When melt=False (default), the pre-equilibration block is omitted — useful when starting from an already-equilibrated structure.

Electrostatics options¶

BMP supports all four Coulomb solvers. The default is DSF with \(\alpha = 0.25\) Å⁻¹ and a cutoff of 8.0 Å.

from amorphouspy import DsfConfig, WolfConfig, PppmConfig, EwaldConfig

# DSF (default) — real-space, no k-space
potential = generate_potential(structure_dict, potential_type="bmp-harmonic",
                               electrostatics=DsfConfig(alpha=0.25, long_range_cutoff=8.0))

# Wolf summation
potential = generate_potential(structure_dict, potential_type="bmp-harmonic",
                               electrostatics=WolfConfig(alpha=0.25, long_range_cutoff=8.0))

# PPPM — reciprocal-space, more accurate for large systems
potential = generate_potential(structure_dict, potential_type="bmp-harmonic",
                               electrostatics=PppmConfig(long_range_cutoff=12.0))

# Ewald — reciprocal-space
potential = generate_potential(structure_dict, potential_type="bmp-harmonic",
                               electrostatics=EwaldConfig(long_range_cutoff=12.0))

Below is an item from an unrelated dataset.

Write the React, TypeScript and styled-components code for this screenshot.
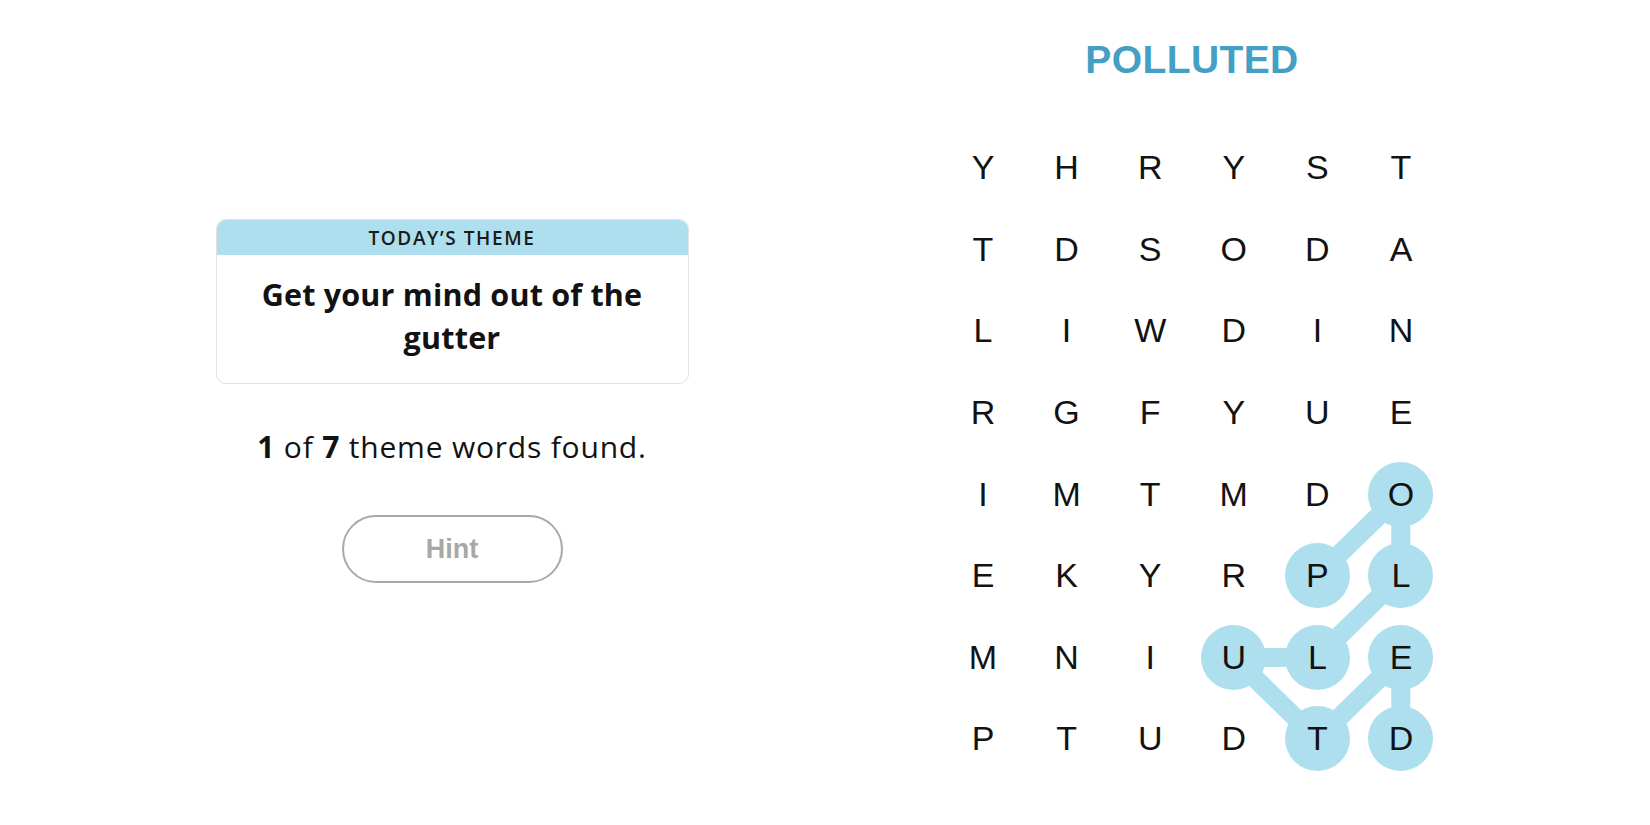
import React from "react";
import styled, { createGlobalStyle } from "styled-components";

const Global = createGlobalStyle`
  html, body { margin: 0; padding: 0; background: #ffffff; }
  body { font-family: "Open Sans", "Liberation Sans", sans-serif; color: #121212; }
`;

const Page = styled.div`
  width: 1650px;
  height: 825px;
  display: flex;
  padding-left: 82px;
  box-sizing: border-box;
  overflow: hidden;
`;

const LeftColumn = styled.section`
  width: 740px;
  display: flex;
  flex-direction: column;
  align-items: center;
  padding-top: 219px;
  box-sizing: border-box;
`;

const RightColumn = styled.section`
  width: 740px;
  display: flex;
  flex-direction: column;
  align-items: center;
  padding-top: 28px;
  box-sizing: border-box;
`;

const ThemeCard = styled.div`
  width: 473px;
  border: 1px solid #e2e2e2;
  border-radius: 10px;
  overflow: hidden;
  box-sizing: border-box;
`;

const ThemeHeader = styled.div`
  height: 35px;
  background: #aedfee;
  display: flex;
  align-items: center;
  justify-content: center;
  font-family: "Open Sans", "Liberation Sans", sans-serif;
  font-size: 19px;
  font-weight: 600;
  letter-spacing: 1.6px;
  color: #1a1a1a;
  text-transform: uppercase;
`;

const ThemeBody = styled.div`
  padding: 18px 20px 24px;
  text-align: center;
  font-family: "Open Sans", "Liberation Sans", sans-serif;
  font-size: 30.5px;
  font-weight: 700;
  line-height: 43px;
  letter-spacing: 0.2px;
  color: #121212;
`;

const Progress = styled.p`
  margin: 43px 0 0;
  font-family: "Open Sans", "Liberation Sans", sans-serif;
  font-size: 30px;
  line-height: 40px;
  letter-spacing: 0.8px;
  color: #121212;
  b { font-weight: 700; }
`;

const HintButton = styled.button`
  margin-top: 48px;
  width: 221px;
  height: 68px;
  border: 2px solid #a9a9a9;
  border-radius: 34px;
  background: #ffffff;
  font-family: "Liberation Sans", "Open Sans", sans-serif;
  font-size: 27px;
  font-weight: 700;
  color: #a8a8a8;
  cursor: default;
`;

const Title = styled.h1`
  margin: 0;
  height: 64px;
  line-height: 64px;
  font-family: "Liberation Sans", "Open Sans", sans-serif;
  font-size: 39px;
  font-weight: 700;
  color: #449fc4;
  letter-spacing: 0.4px;
`;

const CELL_W = 83.6;
const CELL_H = 81.6;

const Board = styled.div`
  position: relative;
  margin-top: 35px;
  width: ${CELL_W * 6}px;
  height: ${CELL_H * 8}px;
`;

const Connectors = styled.svg`
  position: absolute;
  left: 0;
  top: 0;
  z-index: 0;
`;

const LetterGrid = styled.div`
  position: relative;
  z-index: 1;
  display: grid;
  grid-template-columns: repeat(6, ${CELL_W}px);
  grid-template-rows: repeat(8, ${CELL_H}px);
`;

const Cell = styled.div`
  display: flex;
  align-items: center;
  justify-content: center;
`;

const Letter = styled.span<{ $on: boolean }>`
  width: 65px;
  height: 65px;
  border-radius: 50%;
  display: flex;
  align-items: center;
  justify-content: center;
  background: ${(p) => (p.$on ? "#aedfee" : "transparent")};
  font-family: "Liberation Sans", "Open Sans", sans-serif;
  font-size: 34px;
  font-weight: 400;
  color: #121212;
`;

const rows = [
  "YHRYST",
  "TDSODA",
  "LIWDIN",
  "RGFYUE",
  "IMTMDO",
  "EKYRPL",
  "MNIULE",
  "PTUDTD",
];

const path: [number, number][] = [
  [5, 4],
  [4, 5],
  [5, 5],
  [6, 4],
  [6, 3],
  [7, 4],
  [6, 5],
  [7, 5],
];

const isOn = (r: number, c: number) => path.some(([pr, pc]) => pr === r && pc === c);

export default function App() {
  const pts = path
    .map(([r, c]) => `${c * CELL_W + CELL_W / 2},${r * CELL_H + CELL_H / 2}`)
    .join(" ");
  return (
    <>
      <Global />
      <Page>
        <LeftColumn>
          <ThemeCard>
            <ThemeHeader>Today’s Theme</ThemeHeader>
            <ThemeBody>
              Get your mind out of the
              <br />
              gutter
            </ThemeBody>
          </ThemeCard>
          <Progress>
            <b>1</b> of <b>7</b> theme words found.
          </Progress>
          <HintButton>Hint</HintButton>
        </LeftColumn>
        <RightColumn>
          <Title>POLLUTED</Title>
          <Board>
            <Connectors width={CELL_W * 6} height={CELL_H * 8}>
              <polyline
                points={pts}
                fill="none"
                stroke="#aedfee"
                strokeWidth={19}
                strokeLinejoin="round"
                strokeLinecap="round"
              />
            </Connectors>
            <LetterGrid>
              {rows.map((row, r) =>
                row.split("").map((ch, c) => (
                  <Cell key={`${r}-${c}`}>
                    <Letter $on={isOn(r, c)}>{ch}</Letter>
                  </Cell>
                ))
              )}
            </LetterGrid>
          </Board>
        </RightColumn>
      </Page>
    </>
  );
}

The short-range (Morse + Buckingham) cutoff is fixed at 7.0 Å.

When to Use Each Variant¶

	`bmp-harmonic`	`bmp-screened-harmonic`
Three-body style	`nb3b/harmonic`	`nb3b/screened`
Boron support	No	Yes (with alkali/AE only)
Vanadium 3b	No	Yes
Angular screening	None	Distance-dependent
Best for	Multi-modifier silicate/phosphate oxides	Borate and borosilicate glasses

Both variants support the full 36-element library for non-three-body interactions. The choice only affects which angular triplets are active.